• EXERCISE:
Copy each line of the material below that includes the string "this".
____ STORED ROWS
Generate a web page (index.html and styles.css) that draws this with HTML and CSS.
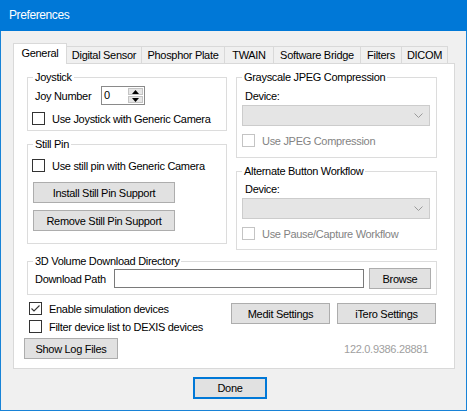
FILE: index.html
```html
<!DOCTYPE html>
<html>
<head>
<meta charset="utf-8">
<title>Preferences</title>
<link rel="stylesheet" href="styles.css">
</head>
<body>
<div class="window">
  <div class="titlebar">Preferences</div>
  <div class="client">
    <div class="tabstrip">
      <div class="tab active t-general">General</div>
      <div class="tab t-digital">Digital Sensor</div>
      <div class="tab t-phosphor">Phosphor Plate</div>
      <div class="tab t-twain">TWAIN</div>
      <div class="tab t-bridge">Software Bridge</div>
      <div class="tab t-filters">Filters</div>
      <div class="tab t-dicom">DICOM</div>
    </div>
    <div class="panel">
      <div class="cols">
        <div class="col">
          <fieldset class="group g-joy">
            <legend>Joystick</legend>
            <div class="body b-joy">
              <div class="row numrow">
                <span class="lbl-joy">Joy Number</span>
                <div class="num">
                  <span class="num-val">0</span>
                  <div class="spin">
                    <span class="spin-btn"><svg width="7" height="4" viewBox="0 0 7 4"><polygon points="3.5,0 7,4 0,4" fill="#000"/></svg></span>
                    <span class="spin-btn"><svg width="7" height="4" viewBox="0 0 7 4"><polygon points="0,0 7,0 3.5,4" fill="#000"/></svg></span>
                  </div>
                </div>
              </div>
              <div class="check mt6"><span class="cb"></span><span>Use Joystick with Generic Camera</span></div>
            </div>
          </fieldset>
          <fieldset class="group g-still">
            <legend>Still Pin</legend>
            <div class="body b-still">
              <div class="check"><span class="cb"></span><span>Use still pin with Generic Camera</span></div>
              <button class="btn pin-btn mt9">Install Still Pin Support</button>
              <button class="btn pin-btn mt7">Remove Still Pin Support</button>
            </div>
          </fieldset>
        </div>
        <div class="col">
          <fieldset class="group g-gray">
            <legend>Grayscale JPEG Compression</legend>
            <div class="body b-gray">
              <div class="dev-lbl">Device:</div>
              <div class="combo mt2"><svg width="9" height="5" viewBox="0 0 9 5"><polyline points="0.5,0.5 4.5,4.5 8.5,0.5" fill="none" stroke="#9a9a9a" stroke-width="1"/></svg></div>
              <div class="check mt7 dis"><span class="cb"></span><span>Use JPEG Compression</span></div>
            </div>
          </fieldset>
          <fieldset class="group g-alt">
            <legend>Alternate Button Workflow</legend>
            <div class="body b-alt">
              <div class="dev-lbl">Device:</div>
              <div class="combo mt2"><svg width="9" height="5" viewBox="0 0 9 5"><polyline points="0.5,0.5 4.5,4.5 8.5,0.5" fill="none" stroke="#9a9a9a" stroke-width="1"/></svg></div>
              <div class="check mt7 dis"><span class="cb"></span><span>Use Pause/Capture Workflow</span></div>
            </div>
          </fieldset>
        </div>
      </div>
      <fieldset class="group g-3d">
        <legend>3D Volume Download Directory</legend>
        <div class="body b-3d">
          <div class="row pathrow">
            <span class="lbl-path">Download Path</span>
            <div class="textbox"></div>
            <button class="btn browse">Browse</button>
          </div>
        </div>
      </fieldset>
      <div class="bottom">
        <div class="bottom-top">
          <div class="checks">
            <div class="check"><span class="cb"><svg width="11" height="11" viewBox="0 0 11 11"><polyline points="1.5,5.5 4,8 9.5,2.5" fill="none" stroke="#333" stroke-width="1.1"/></svg></span><span>Enable simulation devices</span></div>
            <div class="check"><span class="cb"></span><span>Filter device list to DEXIS devices</span></div>
          </div>
          <div class="setbtns">
            <button class="btn set-btn">Medit Settings</button>
            <button class="btn set-btn">iTero Settings</button>
          </div>
        </div>
        <div class="bottom-row2">
          <button class="btn log-btn">Show Log Files</button>
          <span class="version">122.0.9386.28881</span>
        </div>
      </div>
    </div>
    <div class="footer">
      <button class="btn done">Done</button>
    </div>
  </div>
</div>
</body>
</html>
```
FILE: styles.css
```css
* { box-sizing: border-box; }
html, body { margin: 0; padding: 0; }
body {
  width: 467px;
  height: 411px;
  overflow: hidden;
  background: #f0f0f0;
  font-family: "Liberation Sans", Arial, sans-serif;
  font-size: 11px;
  letter-spacing: -0.3px;
  color: #000;
}
.window {
  width: 467px;
  height: 411px;
  border: 1px solid #1883d7;
  border-top: 0;
  display: flex;
  flex-direction: column;
}
.titlebar {
  height: 31px;
  background: #0078d7;
  color: #fff;
  font-size: 12px;
  letter-spacing: -0.4px;
  line-height: 31px;
  padding-left: 9px;
  margin: 0 -1px;
}
.client { padding: 12px 0 0 12px; }

/* tabs */
.tabstrip { display: flex; align-items: flex-end; height: 20px; }
.tab {
  height: 17px;
  line-height: 16px;
  border: 1px solid #d9d9d9;
  border-bottom: 0;
  margin-left: -1px;
  text-align: center;
  background: #f0f0f0;
  white-space: nowrap;
}
.tab.active {
  height: 21px;
  margin-left: 0;
  margin-bottom: -1px;
  background: #fff;
  position: relative;
  z-index: 1;
  padding-top: 1px;
  line-height: 17px;
}
.t-general { width: 54px; }
.t-digital { width: 76px; }
.t-phosphor { width: 84px; }
.t-twain { width: 50px; }
.t-bridge { width: 88px; }
.t-filters { width: 42px; }
.t-dicom { width: 47px; }

.panel {
  width: 442px;
  height: 306px;
  border: 1px solid #d9d9d9;
  background: #fff;
  padding: 7px 17px 0 13px;
}
.cols {
  display: grid;
  grid-template-columns: 200px 201px;
  column-gap: 9px;
  align-items: start;
}
.col { display: flex; flex-direction: column; gap: 7px; }

.group {
  margin: 0;
  padding: 0;
  border: 1px solid #dcdcdc;
  min-width: 0;
}
.group legend {
  padding: 0 2px;
  margin-left: 5px;
  line-height: 13px;
  height: 13px;
}
.g-joy { height: 60px; }
.g-still { height: 106px; }
.g-gray { height: 87px; }
.g-alt { height: 85px; }
.g-3d { height: 40px; margin-top: 5px; }

.body { display: flex; flex-direction: column; align-items: flex-start; }
.b-joy { padding: 2px 0 0 4px; }
.b-still { padding: 7px 0 0 4px; }
.b-gray { padding: 6px 0 0 5px; }
.b-alt { padding: 5px 0 0 5px; }
.b-3d { padding: 0 5px 0 7px; }

.mt2 { margin-top: 2px; }
.mt6 { margin-top: 6px; }
.mt7 { margin-top: 7px; }
.mt9 { margin-top: 9px; }

.row { display: flex; align-items: center; }
.numrow { height: 19px; }
.lbl-joy { width: 66px; margin-left: 3px; }

.num {
  width: 44px;
  height: 19px;
  border: 1px solid #8a8a8a;
  background: #fff;
  display: flex;
}
.num-val { flex: 1; padding-left: 2px; line-height: 17px; }
.spin {
  width: 16px;
  display: flex;
  flex-direction: column;
  padding: 1px 1px 1px 0;
  gap: 1px;
}
.spin-btn {
  flex: 1;
  background: #e6e6e6;
  border: 1px solid #c4c4c4;
  display: flex;
  align-items: center;
  justify-content: center;
}
.spin-btn svg { display: block; }

.check { display: flex; align-items: center; height: 15px; white-space: nowrap; }
.cb {
  width: 13px;
  height: 13px;
  border: 1px solid #333;
  background: #fff;
  margin-right: 7px;
  flex: none;
  display: flex;
  align-items: center;
  justify-content: center;
}
.cb svg { display: block; }
.check.dis { color: #838383; }
.check.dis .cb { border-color: #c4c4c4; }

.btn {
  height: 21px;
  border: 1px solid #adadad;
  background: #e1e1e1;
  font: inherit;
  letter-spacing: inherit;
  color: #000;
  padding: 0;
  margin: 0;
  text-align: center;
}
.pin-btn { width: 142px; margin-left: 1px; }
.pin-btn.mt9 { margin-top: 9px; }
.pin-btn.mt7 { margin-top: 7px; }

.dev-lbl { margin-left: 3px; line-height: 13px; height: 13px; }
.combo {
  width: 188px;
  height: 21px;
  border: 1px solid #cccccc;
  background: #e5e5e5;
  display: flex;
  align-items: center;
  justify-content: flex-end;
  padding-right: 6px;
}
.combo svg { display: block; }

.pathrow { height: 21px; }
.lbl-path { width: 79px; }
.textbox {
  width: 250px;
  height: 19px;
  border: 1px solid #7a7a7a;
  background: #fff;
}
.browse { width: 62px; margin-left: 5px; }

.bottom { padding-top: 6px; }
.bottom-top { display: flex; align-items: flex-start; }
.checks { margin-left: 2px; display: flex; flex-direction: column; gap: 3px; }
.setbtns { margin-left: auto; margin-top: 2px; margin-right: 1px; display: flex; gap: 7px; }
.set-btn { width: 99px; }
.bottom-row2 { display: flex; align-items: center; margin-top: 4px; }
.log-btn { width: 94px; margin-left: -3px; }
.version { margin-left: auto; margin-right: 9px; color: #a0a0a0; }

.footer { padding: 8px 0 0 180px; }
.done {
  width: 74px;
  height: 22px;
  border: 2px solid #0078d7;
}
```
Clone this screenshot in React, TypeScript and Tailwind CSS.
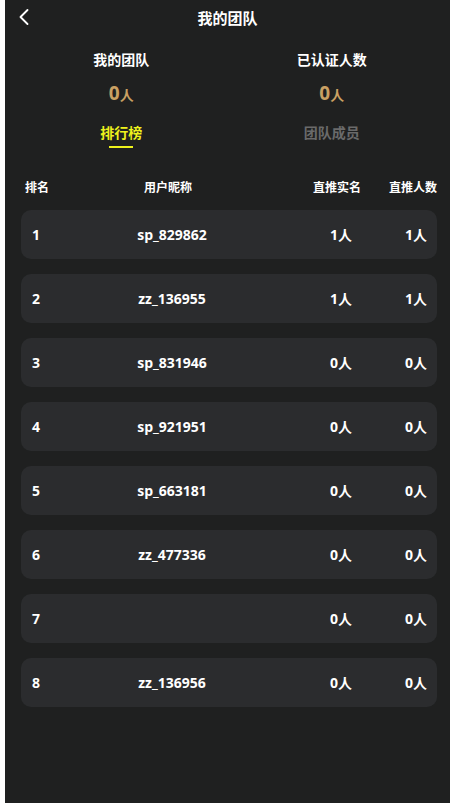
import { ChevronLeft } from 'lucide-react';

const rows = [
  { rank: 1, name: 'sp_829862', real: 1, total: 1 },
  { rank: 2, name: 'zz_136955', real: 1, total: 1 },
  { rank: 3, name: 'sp_831946', real: 0, total: 0 },
  { rank: 4, name: 'sp_921951', real: 0, total: 0 },
  { rank: 5, name: 'sp_663181', real: 0, total: 0 },
  { rank: 6, name: 'zz_477336', real: 0, total: 0 },
  { rank: 7, name: '', real: 0, total: 0 },
  { rank: 8, name: 'zz_136956', real: 0, total: 0 },
];

export default function App() {
  return (
    <div
      className="flex min-h-[803px] w-[450px] bg-white"
      style={{ fontFamily: '"Open Sans", "Noto Sans CJK SC", sans-serif' }}
    >
      <div className="ml-[5px] flex-1 bg-[#1f2020] text-white">
        {/* Top bar */}
        <header className="relative flex h-[36px] items-center justify-center">
          <ChevronLeft className="absolute left-[5px] top-[3px] h-[28px] w-[28px] text-white" strokeWidth={1.6} />
          <span className="text-[15px] font-bold">我的团队</span>
        </header>

        {/* Stats */}
        <div className="mt-[14px] flex">
          <div className="flex w-1/2 flex-col items-center pl-[10px]">
            <span className="text-[14px] font-bold leading-[20px]">我的团队</span>
            <span className="mt-[12px] text-[19px] font-bold leading-[22px] text-[#c9a063]">
              0<span className="text-[14px]">人</span>
            </span>
          </div>
          <div className="flex w-1/2 flex-col items-center pr-[14px]">
            <span className="text-[14px] font-bold leading-[20px]">已认证人数</span>
            <span className="mt-[12px] text-[19px] font-bold leading-[22px] text-[#c9a063]">
              0<span className="text-[14px]">人</span>
            </span>
          </div>
        </div>

        {/* Tabs */}
        <div className="mt-[17px] flex">
          <div className="flex w-1/2 flex-col items-center pl-[10px]">
            <span className="text-[14px] font-bold leading-[20px] text-[#eef21c]">排行榜</span>
            <span className="mt-[3px] h-[1.5px] w-[24px] bg-[#eef21c]" />
          </div>
          <div className="flex w-1/2 flex-col items-center pr-[14px]">
            <span className="text-[14px] font-bold leading-[20px] text-[#6a6a6a]">团队成员</span>
          </div>
        </div>

        {/* Table header */}
        <div className="ml-[20px] mr-[13px] mt-[31px] flex text-[12px] font-bold leading-[18px]">
          <span className="w-[60px]">排名</span>
          <span className="w-[166px] text-center">用户昵称</span>
          <span className="w-[110px] text-right">直推实名</span>
          <span className="flex-1 text-right">直推人数</span>
        </div>

        {/* Rows */}
        <div className="ml-[16px] mr-[13px] mt-[13px] flex flex-col gap-[15px]">
          {rows.map((r) => (
            <div
              key={r.rank}
              className="flex h-[49px] items-center rounded-[10px] bg-[#2b2c2e] pl-[11px] pr-[10px] text-[14px] font-bold"
            >
              <span className="w-[60px]">{r.rank}</span>
              <span className="w-[160px] text-center">{r.name}</span>
              <span className="w-[100px] text-right">{r.real}人</span>
              <span className="flex-1 text-right">{r.total}人</span>
            </div>
          ))}
        </div>
      </div>
    </div>
  );
}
________
• EXPECTED ANSWER:
Generate a web page (index.html and styles.css) that draws this with HTML and CSS.
Clone this screenshot in React, TypeScript and Tailwind CSS.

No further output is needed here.